TRI-CITIES, TN (WJHL) – A growing number of states are passing laws, making it illegal to misrepresent service dogs. Just last year the state of Virginia joined that list. Still, Tennessee people can still use untrained pets to receive privileges they are not entitled to.
Retired Vietnam War veteran Rob Watkins has had his service dog Molly for the last two years. Since then, she has been watching over him every step of the way. Watkins suffers from several medical conditions.
“One of my problems is traumatic brain injury and that has also caused a function in my mobility,” Watkins said.
Watkins also has post traumatic stress disorder or PTSD and because of her specialized training molly can help him cope. But many people use untrained pets to get special privileges for their pets.
News Channel 11’s Curtis McCloud went online to see how easy it is to find a “service dog” vest and certification. He found one for as low as $100.
“They are really hurting everything,” Katherine Rollins said.
Katherine Rollins owns all Creatures Country Club in Greeneville, Tennessee. She has been training service dogs for 20 years.
Rollins says people who purchase service dog vests and certification notices online are putting the public at risk.
“The vest thing has really gotten big and there are websites out there that you pay money and they give you a certificate that says you are certified, they haven’t certified the person in anything,” Rollins said.
Current Tennessee law says businesses can’t require people to provide proof of certification for service dogs.
We asked Rollins about the differences between service and therapy dogs. She said a therapy dog is usually used by the medical community or psychologist, while a service dog is trained to do a specific task.
When she was 8 years old, she was diagnosed with type one diabetes. Her service dog arrow helps monitor sugar levels.
“Arrow just kind of helps me keep track of it and and helps me know when its going to go up and when its going to drop, helps me know before it happens that way i don’t have risks of going into a coma,” Faith Campbell said.
Faith’s father PJ Campbell says people who try and pass off untrained dogs make it hard for those who rely on trained service dogs.

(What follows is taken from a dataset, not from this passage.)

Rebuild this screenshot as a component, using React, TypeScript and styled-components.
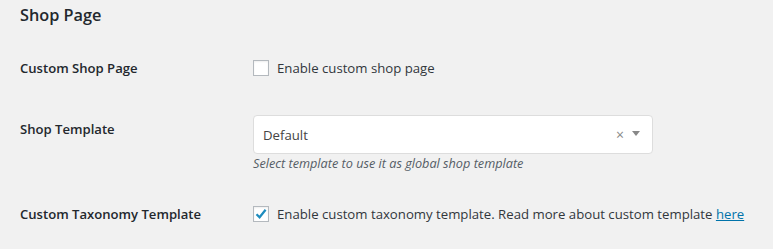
import React from "react";
import styled, { createGlobalStyle } from "styled-components";

const Global = createGlobalStyle`
  html, body {
    margin: 0;
    padding: 0;
    background: #f1f1f1;
  }
  body {
    font-family: "Open Sans", "Noto Sans", sans-serif;
    font-size: 13px;
    color: #23282d;
  }
`;

const Wrap = styled.div`
  padding: 0 20px;
`;

const Heading = styled.h2`
  margin: 0;
  box-sizing: border-box;
  padding-top: 3px;
  font-size: 16.3px;
  font-weight: 600;
  line-height: 24px;
  height: 40px;
`;

const Table = styled.div`
  display: grid;
  grid-template-columns: 233px 1fr;
`;

const Label = styled.div<{ $h: number; $top?: number }>`
  height: ${(p) => p.$h}px;
  box-sizing: border-box;
  display: flex;
  align-items: ${(p) => (p.$top ? "flex-start" : "center")};
  padding-top: ${(p) => p.$top || 0}px;
  font-weight: 600;
  font-size: 13.1px;
  line-height: 20px;
`;

const Cell = styled.div<{ $h: number; $top?: number }>`
  height: ${(p) => p.$h}px;
  box-sizing: border-box;
  display: flex;
  flex-direction: column;
  justify-content: ${(p) => (p.$top ? "flex-start" : "center")};
  padding-top: ${(p) => p.$top || 0}px;
`;

const CheckRow = styled.label`
  display: flex;
  align-items: center;
  gap: 8px;
  font-size: 13.2px;
  color: #32373c;
`;

const Box = styled.span`
  width: 16px;
  height: 16px;
  flex: none;
  box-sizing: border-box;
  border: 1px solid #b4b9be;
  background: #fff;
  box-shadow: inset 0 1px 2px rgba(0, 0, 0, 0.07);
  display: flex;
  align-items: center;
  justify-content: center;
`;

const Select = styled.div`
  width: 400px;
  height: 39px;
  box-sizing: border-box;
  background: #fff;
  border: 1px solid #ddd;
  border-radius: 4px;
  display: flex;
  align-items: center;
  padding: 0 12px 0 9px;
  color: #444;
  font-size: 13.2px;
`;

const Value = styled.span`
  flex: 1;
`;

const Clear = styled.span`
  color: #888;
  font-size: 14px;
  margin-right: 8px;
`;

const Arrow = styled.span`
  width: 0;
  height: 0;
  border-left: 4px solid transparent;
  border-right: 4px solid transparent;
  border-top: 5px solid #888;
  margin-top: -3px;
`;

const Desc = styled.p`
  margin: 1px 0 0;
  font-style: italic;
  font-size: 12.7px;
  line-height: 17px;
  color: #555d66;
`;

const Link = styled.a`
  color: #0073aa;
  text-decoration: underline;
`;

const Check = ({ on }: { on?: boolean }) => (
  <Box>
    {on && (
      <svg width="14" height="14" viewBox="0 0 14 14">
        <path d="M2.5 7.2 L5.6 10.3 L11.6 2.8" fill="none" stroke="#1e8cbe" strokeWidth="2.2" />
      </svg>
    )}
  </Box>
);

export default function App() {
  return (
    <Wrap>
      <Global />
      <Heading>Shop Page</Heading>
      <Table>
        <Label $h={56}>Custom Shop Page</Label>
        <Cell $h={56}>
          <CheckRow>
            <Check />
            Enable custom shop page
          </CheckRow>
        </Cell>
        <Label $h={90} $top={23}>
          Shop Template
        </Label>
        <Cell $h={90} $top={19}>
          <Select>
            <Value>Default</Value>
            <Clear>×</Clear>
            <Arrow />
          </Select>
          <Desc>Select template to use it as global shop template</Desc>
        </Cell>
        <Label $h={56}>Custom Taxonomy Template</Label>
        <Cell $h={56}>
          <CheckRow>
            <Check on />
            <span>
              Enable custom taxonomy template. Read more about custom template <Link href="#">here</Link>
            </span>
          </CheckRow>
        </Cell>
      </Table>
    </Wrap>
  );
}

“All I can say to people is, you are hurting those who need those dogs, for those that that do have that service dogs for a required reason, you are hurting those people,” PJ Campbell said.
Rob Watkins echos those sentiments and hopes soon the state of Tennessee will crack down on people who misrepresent service animals.
For now he says, he will rely on trainers like Katherine Rollins who say they only give. Certifications for service dogs for people with doctors notes.
A Virginia bill signed into law in 2016 makes it illegal to misrepresent service dogs anyone in violation of the law can pay a $250 fine.